▶ _WHAT IS NEEDED_: In the listing below, locate the lines bearing the word "components". Copy every one of them.

Rows from a dataset of pages and code
##############################
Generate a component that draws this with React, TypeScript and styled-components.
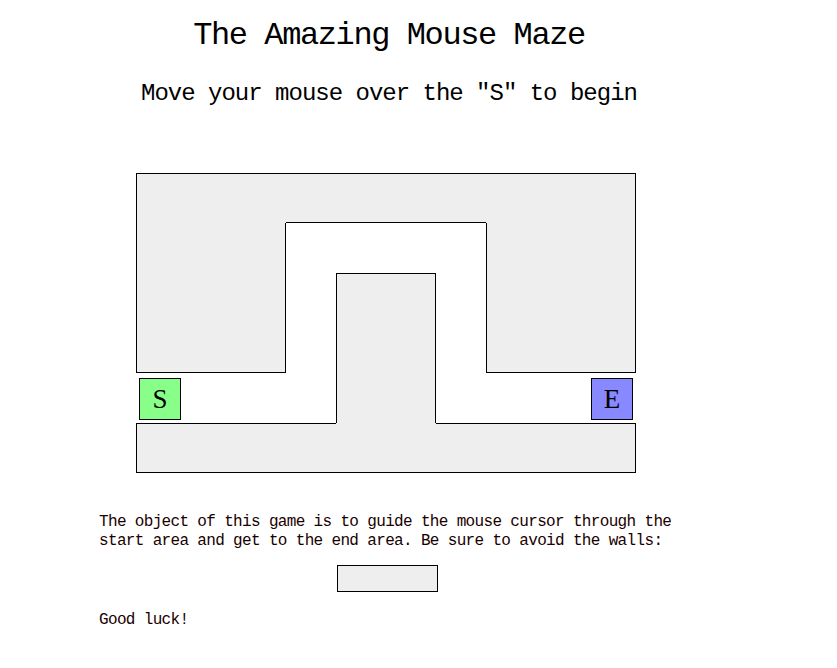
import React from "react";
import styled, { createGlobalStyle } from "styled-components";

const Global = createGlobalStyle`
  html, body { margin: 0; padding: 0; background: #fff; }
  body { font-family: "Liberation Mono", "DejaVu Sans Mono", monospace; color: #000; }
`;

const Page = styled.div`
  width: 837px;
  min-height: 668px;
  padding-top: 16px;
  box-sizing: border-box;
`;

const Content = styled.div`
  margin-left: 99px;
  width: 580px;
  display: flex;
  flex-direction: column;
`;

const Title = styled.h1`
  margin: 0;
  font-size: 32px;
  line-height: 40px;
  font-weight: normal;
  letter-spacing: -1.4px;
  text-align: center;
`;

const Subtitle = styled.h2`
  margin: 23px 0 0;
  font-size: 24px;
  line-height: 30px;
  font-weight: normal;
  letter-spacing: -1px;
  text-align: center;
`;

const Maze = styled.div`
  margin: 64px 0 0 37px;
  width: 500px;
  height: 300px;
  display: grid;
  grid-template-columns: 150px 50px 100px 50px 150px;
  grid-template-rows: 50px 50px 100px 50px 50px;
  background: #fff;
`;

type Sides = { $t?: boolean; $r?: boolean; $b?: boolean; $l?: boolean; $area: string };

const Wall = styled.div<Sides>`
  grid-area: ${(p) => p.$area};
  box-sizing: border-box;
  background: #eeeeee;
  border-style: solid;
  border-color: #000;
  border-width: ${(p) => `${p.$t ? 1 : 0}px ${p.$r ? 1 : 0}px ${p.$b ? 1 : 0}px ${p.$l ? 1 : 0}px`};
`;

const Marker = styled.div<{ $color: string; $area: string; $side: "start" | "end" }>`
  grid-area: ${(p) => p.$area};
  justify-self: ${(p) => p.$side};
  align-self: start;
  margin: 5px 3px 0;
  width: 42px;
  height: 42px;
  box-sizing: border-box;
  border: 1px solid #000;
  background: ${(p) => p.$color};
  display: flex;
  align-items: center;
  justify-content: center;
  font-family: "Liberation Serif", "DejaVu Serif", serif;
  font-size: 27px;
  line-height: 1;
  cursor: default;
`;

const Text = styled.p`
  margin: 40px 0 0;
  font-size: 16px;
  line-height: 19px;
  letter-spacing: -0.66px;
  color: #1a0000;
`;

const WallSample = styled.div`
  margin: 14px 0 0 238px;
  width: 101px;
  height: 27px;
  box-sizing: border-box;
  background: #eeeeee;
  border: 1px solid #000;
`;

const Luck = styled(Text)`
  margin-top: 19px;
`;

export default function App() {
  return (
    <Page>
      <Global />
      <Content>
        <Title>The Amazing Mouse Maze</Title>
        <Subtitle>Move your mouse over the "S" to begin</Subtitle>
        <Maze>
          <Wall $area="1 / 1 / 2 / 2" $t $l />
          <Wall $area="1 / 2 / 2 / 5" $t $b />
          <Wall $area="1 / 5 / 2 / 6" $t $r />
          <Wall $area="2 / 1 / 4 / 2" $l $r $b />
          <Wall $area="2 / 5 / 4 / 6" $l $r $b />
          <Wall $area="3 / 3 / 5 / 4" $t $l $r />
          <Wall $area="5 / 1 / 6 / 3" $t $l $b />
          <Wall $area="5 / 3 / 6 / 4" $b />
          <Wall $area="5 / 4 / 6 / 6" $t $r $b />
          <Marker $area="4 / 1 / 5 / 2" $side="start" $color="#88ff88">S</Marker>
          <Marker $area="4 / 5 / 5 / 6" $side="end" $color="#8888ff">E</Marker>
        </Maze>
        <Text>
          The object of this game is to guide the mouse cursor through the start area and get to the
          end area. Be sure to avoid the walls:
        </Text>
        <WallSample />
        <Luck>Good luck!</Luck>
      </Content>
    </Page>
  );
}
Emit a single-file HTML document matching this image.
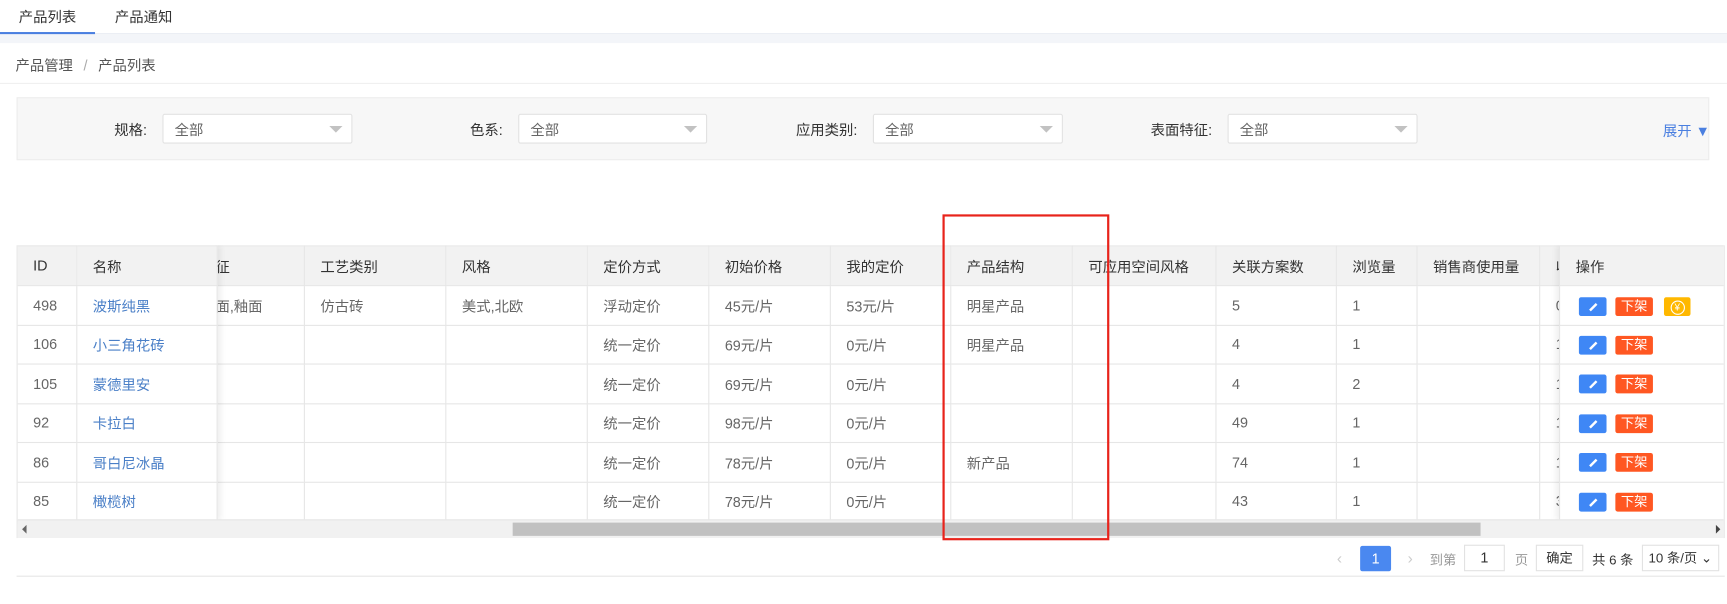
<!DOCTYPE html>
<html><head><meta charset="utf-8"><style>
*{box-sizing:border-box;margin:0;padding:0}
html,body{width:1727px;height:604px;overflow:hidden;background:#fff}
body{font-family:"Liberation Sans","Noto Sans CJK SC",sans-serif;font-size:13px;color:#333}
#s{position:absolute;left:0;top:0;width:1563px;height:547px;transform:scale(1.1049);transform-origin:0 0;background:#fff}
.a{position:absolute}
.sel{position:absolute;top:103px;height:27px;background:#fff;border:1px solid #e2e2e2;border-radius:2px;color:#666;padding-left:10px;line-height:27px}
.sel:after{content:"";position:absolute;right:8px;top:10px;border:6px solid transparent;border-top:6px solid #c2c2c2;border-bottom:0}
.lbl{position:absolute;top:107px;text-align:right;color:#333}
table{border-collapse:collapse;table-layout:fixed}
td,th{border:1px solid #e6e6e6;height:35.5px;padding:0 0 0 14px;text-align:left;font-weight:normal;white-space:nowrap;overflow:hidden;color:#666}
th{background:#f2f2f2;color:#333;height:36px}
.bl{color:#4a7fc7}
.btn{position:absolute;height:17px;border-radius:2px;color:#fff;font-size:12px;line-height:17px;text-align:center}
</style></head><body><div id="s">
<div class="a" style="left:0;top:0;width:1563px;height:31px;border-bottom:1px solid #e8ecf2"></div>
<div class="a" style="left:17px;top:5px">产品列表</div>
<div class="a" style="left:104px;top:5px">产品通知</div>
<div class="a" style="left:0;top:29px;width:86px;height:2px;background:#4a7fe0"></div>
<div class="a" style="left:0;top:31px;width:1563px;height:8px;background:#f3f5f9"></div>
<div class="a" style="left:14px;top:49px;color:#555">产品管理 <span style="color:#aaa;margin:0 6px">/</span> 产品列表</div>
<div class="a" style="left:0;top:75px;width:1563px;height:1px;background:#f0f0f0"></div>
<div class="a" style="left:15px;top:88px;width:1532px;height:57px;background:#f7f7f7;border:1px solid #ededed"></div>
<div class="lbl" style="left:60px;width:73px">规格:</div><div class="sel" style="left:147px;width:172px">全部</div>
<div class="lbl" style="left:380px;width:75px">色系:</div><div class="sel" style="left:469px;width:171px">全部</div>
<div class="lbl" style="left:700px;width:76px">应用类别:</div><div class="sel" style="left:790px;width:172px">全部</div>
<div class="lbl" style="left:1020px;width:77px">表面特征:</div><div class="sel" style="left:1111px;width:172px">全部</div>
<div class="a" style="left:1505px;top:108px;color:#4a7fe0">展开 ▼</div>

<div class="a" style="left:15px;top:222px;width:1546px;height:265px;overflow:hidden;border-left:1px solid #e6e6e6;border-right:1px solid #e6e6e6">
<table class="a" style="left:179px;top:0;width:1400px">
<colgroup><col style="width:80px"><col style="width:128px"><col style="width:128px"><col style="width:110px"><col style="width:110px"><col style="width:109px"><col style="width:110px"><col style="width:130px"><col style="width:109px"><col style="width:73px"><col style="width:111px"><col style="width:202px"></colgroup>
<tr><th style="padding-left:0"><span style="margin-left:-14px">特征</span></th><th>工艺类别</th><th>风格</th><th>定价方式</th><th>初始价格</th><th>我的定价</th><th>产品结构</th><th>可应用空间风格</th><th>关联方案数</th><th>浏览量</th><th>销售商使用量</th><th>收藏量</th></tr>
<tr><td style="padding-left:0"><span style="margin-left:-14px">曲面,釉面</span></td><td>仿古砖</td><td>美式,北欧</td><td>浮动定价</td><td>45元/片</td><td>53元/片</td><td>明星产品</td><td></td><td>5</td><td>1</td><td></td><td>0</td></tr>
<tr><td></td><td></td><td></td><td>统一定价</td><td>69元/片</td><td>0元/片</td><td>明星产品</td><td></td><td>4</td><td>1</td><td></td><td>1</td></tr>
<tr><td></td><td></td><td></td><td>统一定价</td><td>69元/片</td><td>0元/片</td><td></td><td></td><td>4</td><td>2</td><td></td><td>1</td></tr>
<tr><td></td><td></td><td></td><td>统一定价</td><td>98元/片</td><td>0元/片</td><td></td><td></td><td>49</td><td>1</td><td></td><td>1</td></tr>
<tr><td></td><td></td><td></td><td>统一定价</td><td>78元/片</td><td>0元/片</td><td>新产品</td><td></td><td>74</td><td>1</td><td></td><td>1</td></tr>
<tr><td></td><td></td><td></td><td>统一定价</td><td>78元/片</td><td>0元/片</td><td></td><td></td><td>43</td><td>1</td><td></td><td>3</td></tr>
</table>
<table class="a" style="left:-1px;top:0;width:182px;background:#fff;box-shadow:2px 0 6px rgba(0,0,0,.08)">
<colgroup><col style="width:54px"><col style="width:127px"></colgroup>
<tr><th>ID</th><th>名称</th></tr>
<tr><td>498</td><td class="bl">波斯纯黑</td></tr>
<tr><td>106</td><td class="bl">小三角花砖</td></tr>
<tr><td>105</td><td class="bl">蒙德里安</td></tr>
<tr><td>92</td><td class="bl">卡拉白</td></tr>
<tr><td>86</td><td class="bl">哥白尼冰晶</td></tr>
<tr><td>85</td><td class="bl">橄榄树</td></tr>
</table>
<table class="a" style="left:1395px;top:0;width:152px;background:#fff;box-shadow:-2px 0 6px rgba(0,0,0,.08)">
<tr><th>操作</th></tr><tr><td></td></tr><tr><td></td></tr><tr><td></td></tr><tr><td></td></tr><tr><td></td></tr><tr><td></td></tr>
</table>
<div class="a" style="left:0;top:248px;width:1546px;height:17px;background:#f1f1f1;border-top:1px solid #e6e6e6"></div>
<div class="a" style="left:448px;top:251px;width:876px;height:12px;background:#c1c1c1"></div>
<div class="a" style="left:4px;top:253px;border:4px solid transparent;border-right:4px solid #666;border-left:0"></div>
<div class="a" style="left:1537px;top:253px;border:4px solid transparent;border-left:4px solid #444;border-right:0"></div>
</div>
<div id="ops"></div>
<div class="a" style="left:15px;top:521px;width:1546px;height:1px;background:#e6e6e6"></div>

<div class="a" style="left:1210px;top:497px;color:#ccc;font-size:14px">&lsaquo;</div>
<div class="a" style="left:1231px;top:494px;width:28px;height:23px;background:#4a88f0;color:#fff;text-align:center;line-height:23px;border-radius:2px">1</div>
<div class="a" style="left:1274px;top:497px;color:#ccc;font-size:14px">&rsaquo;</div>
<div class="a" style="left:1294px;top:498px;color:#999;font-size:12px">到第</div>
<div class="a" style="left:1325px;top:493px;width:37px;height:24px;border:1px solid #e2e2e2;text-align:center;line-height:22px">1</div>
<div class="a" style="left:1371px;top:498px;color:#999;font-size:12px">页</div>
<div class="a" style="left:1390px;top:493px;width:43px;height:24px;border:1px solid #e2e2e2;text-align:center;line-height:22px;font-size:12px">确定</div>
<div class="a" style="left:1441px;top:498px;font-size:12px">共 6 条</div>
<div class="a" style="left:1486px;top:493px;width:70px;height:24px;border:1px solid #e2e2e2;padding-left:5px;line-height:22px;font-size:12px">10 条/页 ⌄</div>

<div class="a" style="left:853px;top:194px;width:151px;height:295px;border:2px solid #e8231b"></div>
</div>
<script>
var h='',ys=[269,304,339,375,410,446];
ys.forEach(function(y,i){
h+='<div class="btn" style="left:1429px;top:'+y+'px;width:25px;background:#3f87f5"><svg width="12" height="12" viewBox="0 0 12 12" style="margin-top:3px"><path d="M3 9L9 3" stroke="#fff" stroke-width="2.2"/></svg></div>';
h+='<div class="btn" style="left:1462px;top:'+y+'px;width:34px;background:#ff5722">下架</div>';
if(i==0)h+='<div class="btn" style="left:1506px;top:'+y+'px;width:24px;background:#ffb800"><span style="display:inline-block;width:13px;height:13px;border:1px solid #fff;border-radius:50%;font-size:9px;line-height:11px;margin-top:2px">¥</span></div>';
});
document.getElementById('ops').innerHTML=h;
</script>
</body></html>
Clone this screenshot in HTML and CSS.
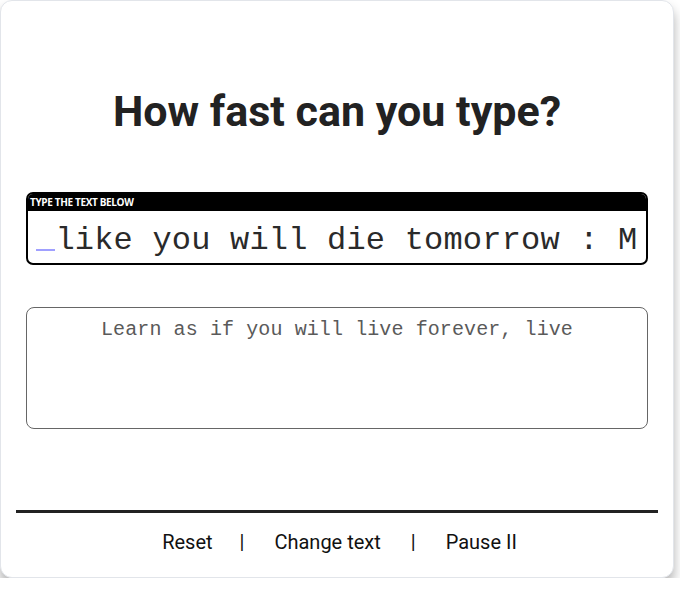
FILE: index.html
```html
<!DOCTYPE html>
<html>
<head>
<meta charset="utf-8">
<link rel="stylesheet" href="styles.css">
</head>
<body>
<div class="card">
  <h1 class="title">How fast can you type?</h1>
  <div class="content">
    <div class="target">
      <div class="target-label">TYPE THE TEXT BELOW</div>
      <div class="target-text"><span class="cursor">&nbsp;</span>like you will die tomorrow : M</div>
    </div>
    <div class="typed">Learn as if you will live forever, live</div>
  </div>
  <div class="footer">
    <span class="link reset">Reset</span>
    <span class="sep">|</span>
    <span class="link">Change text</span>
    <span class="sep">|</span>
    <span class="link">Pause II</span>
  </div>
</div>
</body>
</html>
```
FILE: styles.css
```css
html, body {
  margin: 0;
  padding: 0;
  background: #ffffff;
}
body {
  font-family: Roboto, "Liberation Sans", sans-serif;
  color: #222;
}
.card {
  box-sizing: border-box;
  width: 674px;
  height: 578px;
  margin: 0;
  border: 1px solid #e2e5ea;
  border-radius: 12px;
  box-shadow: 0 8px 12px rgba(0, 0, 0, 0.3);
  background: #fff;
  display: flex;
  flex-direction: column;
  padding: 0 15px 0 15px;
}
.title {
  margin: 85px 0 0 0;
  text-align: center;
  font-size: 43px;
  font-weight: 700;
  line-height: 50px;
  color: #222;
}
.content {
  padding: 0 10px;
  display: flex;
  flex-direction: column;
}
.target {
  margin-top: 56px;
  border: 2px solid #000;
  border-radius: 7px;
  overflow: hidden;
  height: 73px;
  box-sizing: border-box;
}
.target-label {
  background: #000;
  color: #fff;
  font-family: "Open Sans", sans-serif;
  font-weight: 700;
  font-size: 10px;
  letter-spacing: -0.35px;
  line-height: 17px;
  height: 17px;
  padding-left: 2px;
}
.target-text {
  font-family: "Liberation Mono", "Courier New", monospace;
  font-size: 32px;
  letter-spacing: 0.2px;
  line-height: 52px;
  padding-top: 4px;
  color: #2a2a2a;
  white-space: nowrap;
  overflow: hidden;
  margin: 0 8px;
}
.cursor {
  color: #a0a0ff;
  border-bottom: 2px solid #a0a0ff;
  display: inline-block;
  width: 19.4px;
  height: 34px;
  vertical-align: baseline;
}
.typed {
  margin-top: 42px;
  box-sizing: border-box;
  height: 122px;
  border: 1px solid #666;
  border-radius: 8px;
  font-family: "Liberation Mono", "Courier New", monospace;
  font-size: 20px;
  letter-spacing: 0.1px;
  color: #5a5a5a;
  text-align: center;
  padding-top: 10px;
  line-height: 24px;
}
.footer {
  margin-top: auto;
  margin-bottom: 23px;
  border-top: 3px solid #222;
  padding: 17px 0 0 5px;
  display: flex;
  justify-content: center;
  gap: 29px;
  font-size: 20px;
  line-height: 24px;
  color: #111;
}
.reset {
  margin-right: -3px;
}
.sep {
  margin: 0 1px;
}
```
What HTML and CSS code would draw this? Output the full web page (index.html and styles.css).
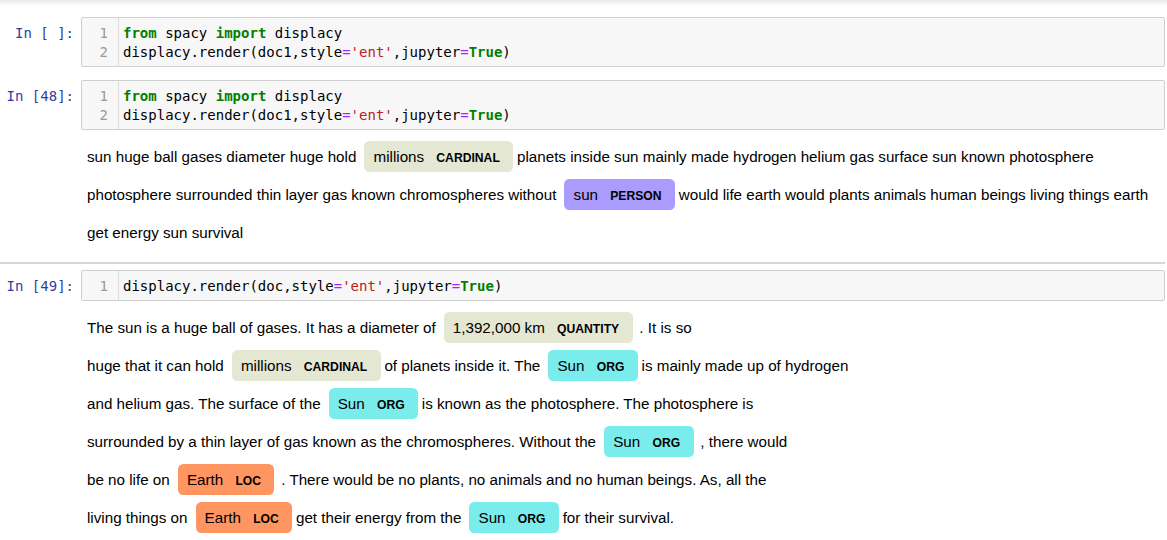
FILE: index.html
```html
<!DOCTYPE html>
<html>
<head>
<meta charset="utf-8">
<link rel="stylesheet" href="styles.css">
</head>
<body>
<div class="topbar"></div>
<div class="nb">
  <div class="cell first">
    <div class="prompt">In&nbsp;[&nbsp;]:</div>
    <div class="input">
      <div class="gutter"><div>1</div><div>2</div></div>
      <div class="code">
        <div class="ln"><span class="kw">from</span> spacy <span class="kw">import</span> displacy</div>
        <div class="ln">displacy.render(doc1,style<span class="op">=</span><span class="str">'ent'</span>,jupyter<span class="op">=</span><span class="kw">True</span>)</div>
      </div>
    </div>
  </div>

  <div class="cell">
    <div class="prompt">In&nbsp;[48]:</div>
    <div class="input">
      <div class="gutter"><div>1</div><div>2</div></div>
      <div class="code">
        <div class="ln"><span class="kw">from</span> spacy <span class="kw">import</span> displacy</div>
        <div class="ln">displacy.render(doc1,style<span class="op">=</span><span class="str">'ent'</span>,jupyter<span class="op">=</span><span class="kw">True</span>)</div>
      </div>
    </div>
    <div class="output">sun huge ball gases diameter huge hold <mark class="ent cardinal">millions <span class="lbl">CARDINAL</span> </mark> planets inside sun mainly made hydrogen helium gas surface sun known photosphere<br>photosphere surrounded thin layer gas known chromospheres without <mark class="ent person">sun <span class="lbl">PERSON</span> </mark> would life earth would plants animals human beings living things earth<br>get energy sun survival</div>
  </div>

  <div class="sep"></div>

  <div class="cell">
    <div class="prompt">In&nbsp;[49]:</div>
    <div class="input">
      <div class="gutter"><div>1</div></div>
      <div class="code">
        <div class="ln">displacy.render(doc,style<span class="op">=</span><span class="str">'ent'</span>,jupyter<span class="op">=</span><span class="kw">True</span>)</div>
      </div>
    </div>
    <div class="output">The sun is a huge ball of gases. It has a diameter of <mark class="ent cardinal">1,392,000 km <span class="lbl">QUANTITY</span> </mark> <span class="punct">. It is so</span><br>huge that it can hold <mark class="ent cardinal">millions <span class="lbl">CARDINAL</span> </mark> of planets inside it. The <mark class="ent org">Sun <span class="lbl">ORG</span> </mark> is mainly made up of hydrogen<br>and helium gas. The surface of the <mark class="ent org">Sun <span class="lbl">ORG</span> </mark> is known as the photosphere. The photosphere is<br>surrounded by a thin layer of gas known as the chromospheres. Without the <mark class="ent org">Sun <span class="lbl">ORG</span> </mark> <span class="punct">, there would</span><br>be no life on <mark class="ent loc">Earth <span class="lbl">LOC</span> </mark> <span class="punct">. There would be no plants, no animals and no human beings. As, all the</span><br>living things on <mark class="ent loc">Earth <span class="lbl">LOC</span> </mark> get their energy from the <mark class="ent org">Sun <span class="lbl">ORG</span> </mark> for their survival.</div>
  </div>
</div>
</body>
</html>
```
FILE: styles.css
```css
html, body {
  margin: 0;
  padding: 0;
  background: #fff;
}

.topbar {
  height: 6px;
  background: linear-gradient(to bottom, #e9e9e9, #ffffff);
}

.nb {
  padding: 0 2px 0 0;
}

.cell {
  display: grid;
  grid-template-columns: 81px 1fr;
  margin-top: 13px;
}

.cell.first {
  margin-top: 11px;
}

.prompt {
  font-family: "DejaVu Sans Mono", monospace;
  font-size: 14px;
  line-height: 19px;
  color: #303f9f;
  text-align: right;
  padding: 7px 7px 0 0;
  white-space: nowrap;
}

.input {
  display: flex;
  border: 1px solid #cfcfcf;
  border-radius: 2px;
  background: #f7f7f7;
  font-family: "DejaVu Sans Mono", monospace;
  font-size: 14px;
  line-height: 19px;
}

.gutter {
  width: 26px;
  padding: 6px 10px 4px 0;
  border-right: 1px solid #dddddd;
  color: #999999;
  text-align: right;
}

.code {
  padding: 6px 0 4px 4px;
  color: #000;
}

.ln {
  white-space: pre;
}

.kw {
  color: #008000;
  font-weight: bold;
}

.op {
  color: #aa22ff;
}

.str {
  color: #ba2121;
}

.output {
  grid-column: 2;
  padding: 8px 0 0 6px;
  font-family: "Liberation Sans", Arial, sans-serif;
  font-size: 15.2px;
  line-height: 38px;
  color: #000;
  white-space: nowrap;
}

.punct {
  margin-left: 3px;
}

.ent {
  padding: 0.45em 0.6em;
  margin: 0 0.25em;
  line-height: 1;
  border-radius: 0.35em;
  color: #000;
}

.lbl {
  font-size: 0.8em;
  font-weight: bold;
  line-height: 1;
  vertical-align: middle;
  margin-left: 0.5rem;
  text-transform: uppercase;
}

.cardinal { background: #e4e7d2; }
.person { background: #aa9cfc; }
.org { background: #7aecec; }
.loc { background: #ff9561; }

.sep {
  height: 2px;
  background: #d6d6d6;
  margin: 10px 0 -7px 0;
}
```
##############################
▶ _TASK SOLUTION_:
Generate a component that draws this with React, TypeScript and styled-components.
import styled, { createGlobalStyle } from "styled-components";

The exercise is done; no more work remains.